石油・化学品製造や医薬品製造プラントのプロセス設計では、運転ステップ毎にバルブや機器の状態による流体経路のチェックと、チェックの証跡として配管に色付けした配管・計装図面である「P&ID」の作成および提出が求められる。(色塗りフロー作業)
しかし紙、PDF、CAD図面などのP&IDで手作業と目視によるチェックには、労務コストの高止まりや、後続の設計・製造フェーズでの不具合発覚による手戻り作業の発生などが散見されているという課題があった。
こうした中、TIS千代田システムズ株式会社は、次世代のプラント設計図面ソリューションである「Dynamic Flow Navi(ダイナミックフローナビ)」に、プロセス設計業務を支援する「バルブパターン管理機能」を追加し、2023年10月より提供を開始することを発表した。
「Dynamic Flow Navi」は、複雑な系統を持つプラント・工場における、設計・運転・保全業務のDXを支援するソリューションだ。
デジタル化したP&ID上で、バルブ開閉や回転機器等のON・OFFによる流体経路の変化をシミュレーションすることで、紙の「P&ID」を手作業でトレースや色分けする手間をかけることなく、設計チェック、工事計画の立案等が可能になる。

2022年10月から基本機能の概念実証を実施し、保全工事の効率化と安全操業を支援する「ロック管理機能」を追加。2023年4月より製品版の販売を開始した。
今回新たに機能追加された「バルブパターン管理機能」は、運転ステップ毎のバルブ開閉パターンを設計・登録できるほか、不適切なバルブ開閉による異物混入の発生有無を即時判定し、画面上で確認できる機能だ。
「Dynamic Flow Navi」上のバルブ操作で流体経路の自動色付をチェックしながら、運転ステップ毎のバルブ開閉パターンを設計・登録できる。
また、登録した開閉パターンを呼び出し、色塗りフローのPDF出力や修正も行うことが可能だ。
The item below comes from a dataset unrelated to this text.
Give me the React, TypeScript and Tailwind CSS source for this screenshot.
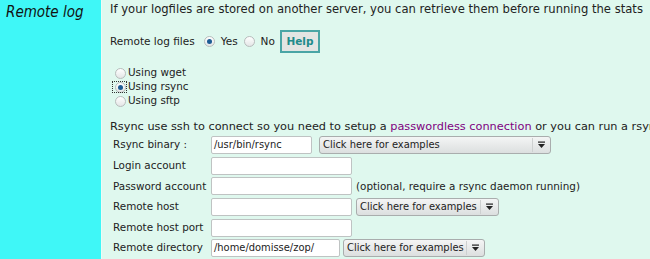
import React from 'react';

const font = { fontFamily: '"DejaVu Sans", Verdana, sans-serif' };
const condensed = { fontFamily: '"DejaVu Sans Condensed", "DejaVu Sans", sans-serif', fontStretch: 'condensed' as const };

function Radio({ checked = false }: { checked?: boolean }) {
  return (
    <span className="flex items-center justify-center w-[11px] h-[11px] rounded-full border border-[#b8bcbc] bg-gradient-to-b from-[#ffffff] to-[#e4e6e6] shrink-0">
      {checked && <span className="w-[5px] h-[5px] rounded-full bg-[#1d5c94]" />}
    </span>
  );
}

function ListRadio({ label, checked = false, focused = false }: { label: string; checked?: boolean; focused?: boolean }) {
  return (
    <div className="h-[14px] flex items-center">
      <span
        className={
          'ml-[2px] w-[15px] h-[12px] flex items-center justify-end pr-[1px] ' +
          (focused ? 'outline outline-1 outline-dotted outline-[#333] -outline-offset-1' : '')
        }
      >
        <Radio checked={checked} />
      </span>
      <span className="ml-[1px]">{label}</span>
    </div>
  );
}

function Arrow() {
  return (
    <svg width="9" height="8" viewBox="0 0 9 8" className="shrink-0">
      <rect x="1" y="0.5" width="7" height="1.2" fill="#222" />
      <path d="M1 3 L8 3 L4.5 7 Z" fill="#222" />
    </svg>
  );
}

function Select({ w }: { w: string }) {
  return (
    <div
      className={
        w +
        ' h-[18px] flex items-center justify-between rounded-[3px] border border-[#a9adad] bg-gradient-to-b from-[#f4f5f5] to-[#dcdfdf] pl-[3px] pr-[4px] text-[#222] text-[11px]'
      }
      style={condensed}
    >
      <span className="whitespace-nowrap">Click here for examples</span>
      <span className="flex items-center h-[14px] border-l border-[#cdd0d0] pl-[4px]">
        <Arrow />
      </span>
    </div>
  );
}

function Input({ w, value = '' }: { w: string; value?: string }) {
  return (
    <div
      className={
        w +
        ' h-[18px] flex items-center bg-white border border-[#bfc3c3] rounded-[2px] px-[2px] text-[#222] text-[11px]'
      }
      style={condensed}
    >
      {value}
    </div>
  );
}

function Row({ label, children }: { label: string; children?: React.ReactNode }) {
  return (
    <div className="h-[20.6px] flex items-center text-[10.4px]">
      <span className="w-[101px] pl-[3px] shrink-0 whitespace-nowrap">{label}</span>
      <div className="flex items-center">{children}</div>
    </div>
  );
}

export default function App() {
  return (
    <div className="w-[650px] h-[259px] overflow-hidden bg-[#eafbf5]" style={font}>
      <div className="grid grid-cols-[101px_1fr] gap-x-px h-full">
        <div className="bg-[#3ff7f7] pl-[6px] whitespace-nowrap">
          <span className="italic text-[15px] text-[#111] leading-[22px]" style={condensed}>
            Remote log
          </span>
        </div>
        <div className="bg-[#dff8ee] pl-[8px] text-[11.6px] text-[#222] overflow-hidden whitespace-nowrap">
          <div className="h-[18px] leading-[18px]">
            If your logfiles are stored on another server, you can retrieve them before running the stats
          </div>
          <div className="mt-[12px] h-[23px] flex items-center text-[10.5px]">
            <span>Remote log files</span>
            <span className="ml-[9px]">
              <Radio checked />
            </span>
            <span className="ml-[6px]">Yes</span>
            <span className="ml-[6px]">
              <Radio />
            </span>
            <span className="ml-[6px]">No</span>
            <button className="ml-[5px] h-[23px] w-[40px] border-2 border-[#4aa5a5] bg-[#e3e5e3] font-bold text-[#218b8b] text-[10.5px]">
              Help
            </button>
          </div>
          <div className="mt-[13px] flex flex-col text-[10.4px]">
            <ListRadio label="Using wget" />
            <ListRadio label="Using rsync" checked focused />
            <ListRadio label="Using sftp" />
          </div>
          <div className="mt-[11px] h-[16px] leading-[16px] text-[11.3px]">
            Rsync use ssh to connect so you need to setup a{' '}
            <a className="text-[#800080]">passwordless connection</a> or you can run a rsync daemon
          </div>
          <Row label="Rsync binary :">
            <Input w="w-[101px]" value="/usr/bin/rsync" />
            <div className="ml-[7px]">
              <Select w="w-[232px]" />
            </div>
          </Row>
          <Row label="Login account">
            <Input w="w-[141px]" />
          </Row>
          <Row label="Password account">
            <Input w="w-[141px]" />
            <span className="ml-[4px]">(optional, require a rsync daemon running)</span>
          </Row>
          <Row label="Remote host">
            <Input w="w-[141px]" />
            <div className="ml-[4px]">
              <Select w="w-[143px]" />
            </div>
          </Row>
          <Row label="Remote host port">
            <Input w="w-[141px]" />
          </Row>
          <Row label="Remote directory">
            <Input w="w-[129px]" value="/home/domisse/zop/" />
            <div className="ml-[3px]">
              <Select w="w-[142px]" />
            </div>
          </Row>
        </div>
      </div>
    </div>
  );
}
(トップ画参照)
さらに、指定した複数の運転ステップを実行した際に、不適切なバルブ開閉による異物混入の発生有無を瞬時に判定し、競合する運転ステップ箇所と配管を「Dynamic Flow Navi」上で確認することができる。

大手エンジニアリング会社によるバルブパターン管理機能の事前検証の結果では、「P&IDの色塗りチェック作業の工数を50%以上削減する効果が期待できる」との評価を得ているのだという。